Chiari di Luna conclude, quindi, così questa stagione che ha visto avvicendarsi sul palco compagnie locali e nazionali di grande qualità, che hanno saputo regalare al pubblico momenti di grande commedia, ma anche spunti di riflessione molto importanti. Prevendite presso Cartel in piazza Aldo Moro n. 19 a Maglie. Per info e prenotazioni: 0836.484092, 328.0454551. 

 

Un vernacolo d’autore 

 

Quegli strani amici di famiglia è uno spettacolo scritto interamente in dialetto. Il trio di attori si è misurato con alcuni personaggi caratteristici del nostro mondo, che proprio per questo ci raccontano perché parlano di noi, della nostra terra, risultando per questo estremamente affascinanti. Si tratta di un incontro felice con il dialetto, spesso considerato figlio di un dio minore o comunque associato, a torto, ad una forma deteriore di spettacolo.

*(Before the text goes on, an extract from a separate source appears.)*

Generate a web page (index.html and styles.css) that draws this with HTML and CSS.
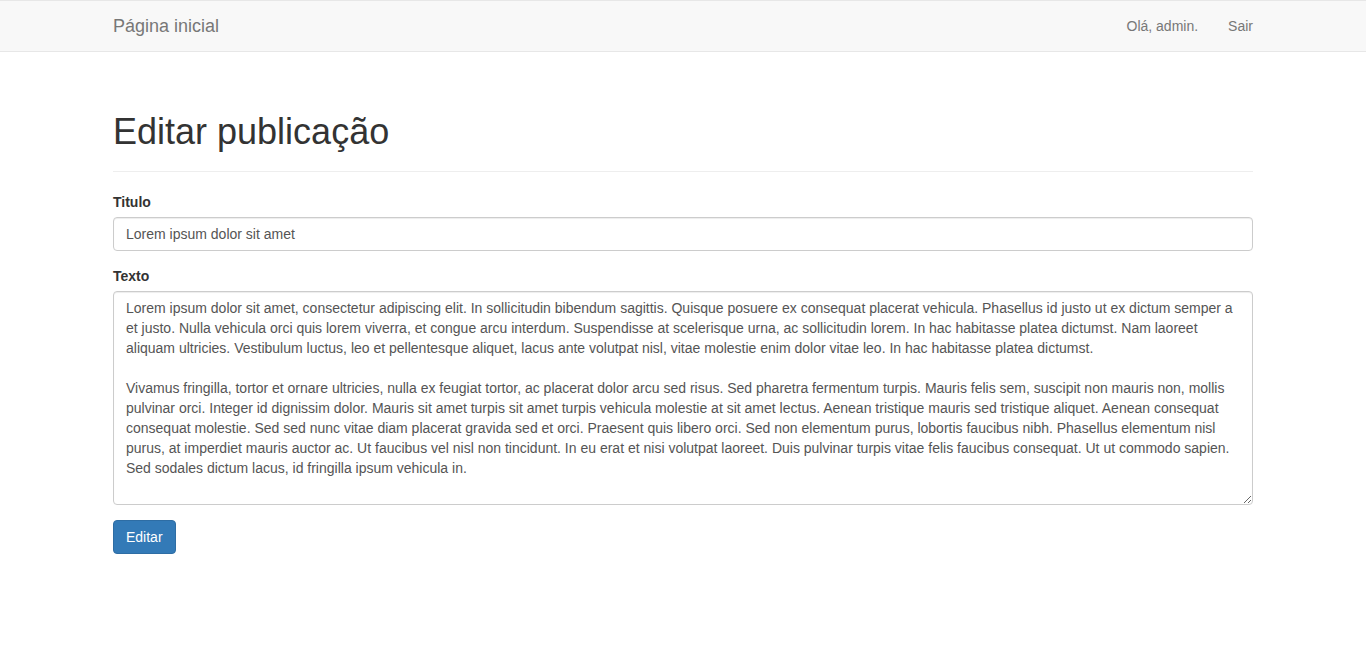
FILE: index.html
```html
<!DOCTYPE html>
<html lang="pt">
<head>
<meta charset="utf-8">
<title>Editar publicação</title>
<link rel="stylesheet" href="styles.css">
</head>
<body>
<nav class="navbar">
  <div class="container navbar-inner">
    <a class="navbar-brand" href="#">Página inicial</a>
    <ul class="navbar-right">
      <li><a href="#">Olá, admin.</a></li>
      <li><a href="#">Sair</a></li>
    </ul>
  </div>
</nav>
<main class="container main">
  <div class="page-header">
    <h1>Editar publicação</h1>
  </div>
  <form>
    <div class="form-group">
      <label for="titulo">Titulo</label>
      <input id="titulo" class="form-control" type="text" value="Lorem ipsum dolor sit amet">
    </div>
    <div class="form-group">
      <label for="texto">Texto</label>
      <textarea id="texto" class="form-control" rows="10">Lorem ipsum dolor sit amet, consectetur adipiscing elit. In sollicitudin bibendum sagittis. Quisque posuere ex consequat placerat vehicula. Phasellus id justo ut ex dictum semper a et justo. Nulla vehicula orci quis lorem viverra, et congue arcu interdum. Suspendisse at scelerisque urna, ac sollicitudin lorem. In hac habitasse platea dictumst. Nam laoreet aliquam ultricies. Vestibulum luctus, leo et pellentesque aliquet, lacus ante volutpat nisl, vitae molestie enim dolor vitae leo. In hac habitasse platea dictumst.

Vivamus fringilla, tortor et ornare ultricies, nulla ex feugiat tortor, ac placerat dolor arcu sed risus. Sed pharetra fermentum turpis. Mauris felis sem, suscipit non mauris non, mollis pulvinar orci. Integer id dignissim dolor. Mauris sit amet turpis sit amet turpis vehicula molestie at sit amet lectus. Aenean tristique mauris sed tristique aliquet. Aenean consequat consequat molestie. Sed sed nunc vitae diam placerat gravida sed et orci. Praesent quis libero orci. Sed non elementum purus, lobortis faucibus nibh. Phasellus elementum nisl purus, at imperdiet mauris auctor ac. Ut faucibus vel nisl non tincidunt. In eu erat et nisi volutpat laoreet. Duis pulvinar turpis vitae felis faucibus consequat. Ut ut commodo sapien. Sed sodales dictum lacus, id fringilla ipsum vehicula in.</textarea>
    </div>
    <button type="submit" class="btn-primary">Editar</button>
  </form>
</main>
</body>
</html>
```

FILE: styles.css
```css
* { box-sizing: border-box; }
html, body {
  margin: 0;
  padding: 0;
}
body {
  font-family: "Liberation Sans", Arial, sans-serif;
  font-size: 14px;
  line-height: 1.42857143;
  color: #333;
  background: #fff;
}
.container {
  width: 1170px;
  margin: 0 auto;
  padding: 0 15px;
}
.main {
  display: flow-root;
}
.navbar {
  background: #f8f8f8;
  border: 1px solid #e7e7e7;
  border-left: 0;
  border-right: 0;
  min-height: 50px;
  margin-bottom: 20px;
}
.navbar-inner {
  display: flex;
  justify-content: space-between;
  align-items: stretch;
  height: 50px;
}
.navbar-brand {
  font-size: 18px;
  line-height: 20px;
  padding: 15px 0;
  color: #777;
  text-decoration: none;
}
.navbar-right {
  list-style: none;
  margin: 0 -15px 0 0;
  padding: 0;
  display: flex;
}
.navbar-right a {
  display: block;
  padding: 15px;
  line-height: 20px;
  color: #777;
  text-decoration: none;
}
.page-header {
  margin: 40px 0 20px;
  padding-bottom: 9px;
  border-bottom: 1px solid #eee;
}
.page-header h1 {
  margin: 0 0 10px;
  font-size: 36px;
  font-weight: 500;
  line-height: 1.1;
}
.form-group {
  margin-bottom: 15px;
}
label {
  display: inline-block;
  margin-bottom: 5px;
  font-weight: 700;
}
.form-control {
  display: block;
  width: 100%;
  padding: 6px 12px;
  font-family: inherit;
  font-size: 14px;
  line-height: 1.42857143;
  color: #555;
  background: #fff;
  border: 1px solid #ccc;
  border-radius: 4px;
  box-shadow: inset 0 1px 1px rgba(0,0,0,.075);
  margin: 0;
}
input.form-control {
  height: 34px;
}
textarea.form-control {
  height: 214px;
  resize: vertical;
}
.btn-primary {
  display: inline-block;
  padding: 6px 12px;
  font-family: inherit;
  font-size: 14px;
  line-height: 1.42857143;
  color: #fff;
  background: #337ab7;
  border: 1px solid #2e6da4;
  border-radius: 4px;
  cursor: pointer;
}
```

Da qualche tempo a questa parte, si sta assistendo a uno straordinario recupero del dialetto salentino come lingua preziosa per il racconto, la drammaturgia teatrale e la messinscena. Sarebbe auspicabile, ora, che il nostro dialetto, al pari di quello napoletano, romanesco, veneziano che hanno vissuto delle epoche di straordinaria fioritura artistica e culturale (basti pensare a De Filippo, Trilussa, Goldoni, ma anche a Pirandello con il siciliano) acquisti la dignità di una lingua a sé e possa emanciparsi da questa condizione imposta di “lingua da basso ceto”, rivelando così tutta la nobiltà della sua ricerca linguistica, dei suoi toni e della sua sintassi oltre che la sua già nota ricchezza di immagini e suggestioni. D’altronde, come già aveva splendidamente intuito Bodini, “ci sono cose che esistono solo nel dialetto”.